EU Grains Jittery Ahead Of New Year

28/12/15 -- London wheat remains closed, and activity is predictably thin and volume light in Paris. Soon to expire Jan 15 Paris corn has extended it's period of "jittery" trade into the last week of the month.

At the close, Mar 16 Paris wheat was EUR1.00/tonne lower at EUR173.00/tonne, Jan 16 Paris corn was down EUR5.50/tonne at EUR145.00/tonne, whilst Feb 16 Paris rapeseed was EUR2.50/tonne weaker at EUR372.25/tonne.

As the year draws to a close, London wheat looks like ending 2015 around 15-16% lower than began it. with Paris wheat is set to close around 13-14% easier, with technical corn down 10-11% and rapeseed up 6% or so.

Continually hampering London wheat all year has the weakness of the euro, which is looking to close 2015 around 5.5% below where it started against sterling. In contrast sterling is down by around 3.6% versus the US dollar compared with 12 months ago.

The Russian Ag Ministry confirmed their 2015 grain harvest at 104.3 MMT. a small 1% fall year-on-year, although small volumes of tail-end corn and sunflowers are still being cut, they said.

That's not a bad result, and one that is far better than was feared/expected last spring, during the height of the troubles in Ukraine and talk of Western Sanctions against them slashing inputs.

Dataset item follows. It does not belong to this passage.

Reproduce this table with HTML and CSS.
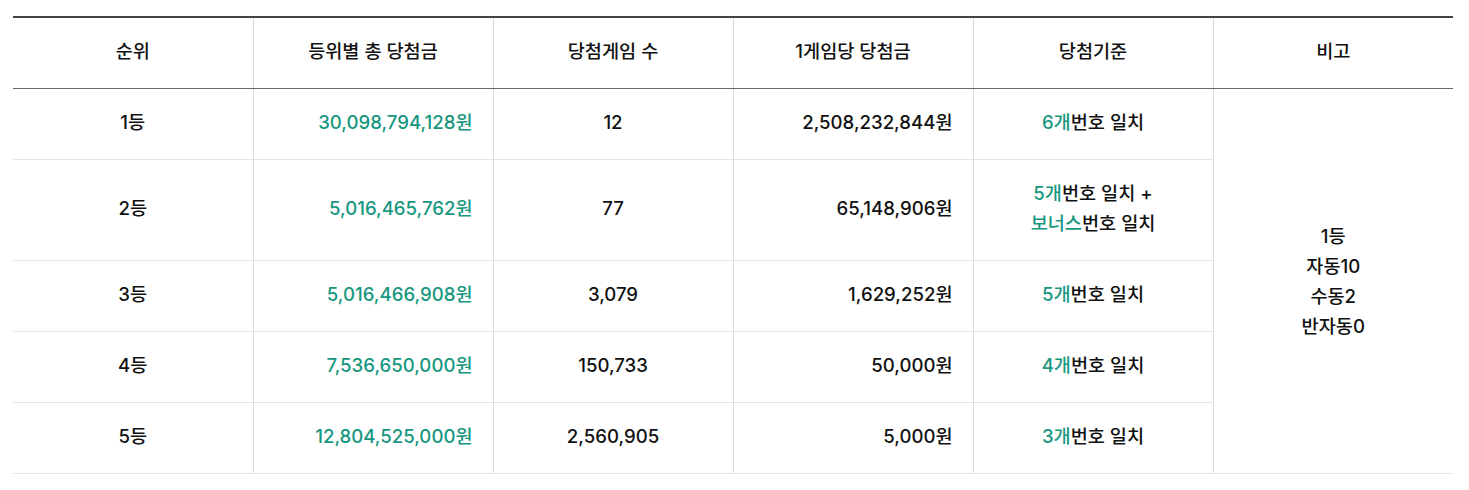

Yet here were are fully 12 months later wondering if 2016 bring similar results?

APK Inform said that Russian seaports had exported 685.8 TMT of grains last week, a respectable volume for a holiday week, and one that is only marginally down from 700.7 TMT the week before. Wheat accounted for 82% of that total.

Russia said that their total grain exports so far this season (Jul 1 to Dec 28) total 22.22 MMT, of which 70% (15.58 MMT) was wheat. That's a record grain volume for the first half of any post-Soviet era Russian grain export total.

Ukraine's grain exports last week were 652.7 TMT, which was actually up from 563.5 TMT the previous week. Corn accounted for 84% of their total last week an wheat only 32%.

As far as wheat goes, we came perhaps summarise 2015 as the 3rd year of global wheat production in a row (and the second successive year of all time high EU wheat output), combined with world ending stocks also rising for 2 years in a row to levels never seen before.

Early season worries about production problems in the FSU proved to be unfounded, and whilst early summer heat and dryness cut corn production here in Europe quite significantly, it came too  last to harm wheat output on our doorstep.

Meanwhile despite euro weakness, the EU is still struggling to keep exports competitive enough to usurp other origins - some of whom (eg Russia and Ukraine) have been aided even more by their own domestic currency weaknesses.

What will 2016 bring? The closing weeks of the old year often bring subdued, sometime technical, trade. The new year often brings with it  a new sense of vigour (even if it's downwards vigour!). It might be worth noting that wheat in London, Paris and Chicago all fell 21-22% between Jan and May this year once the bell herllding the arrival of 2015 sounded!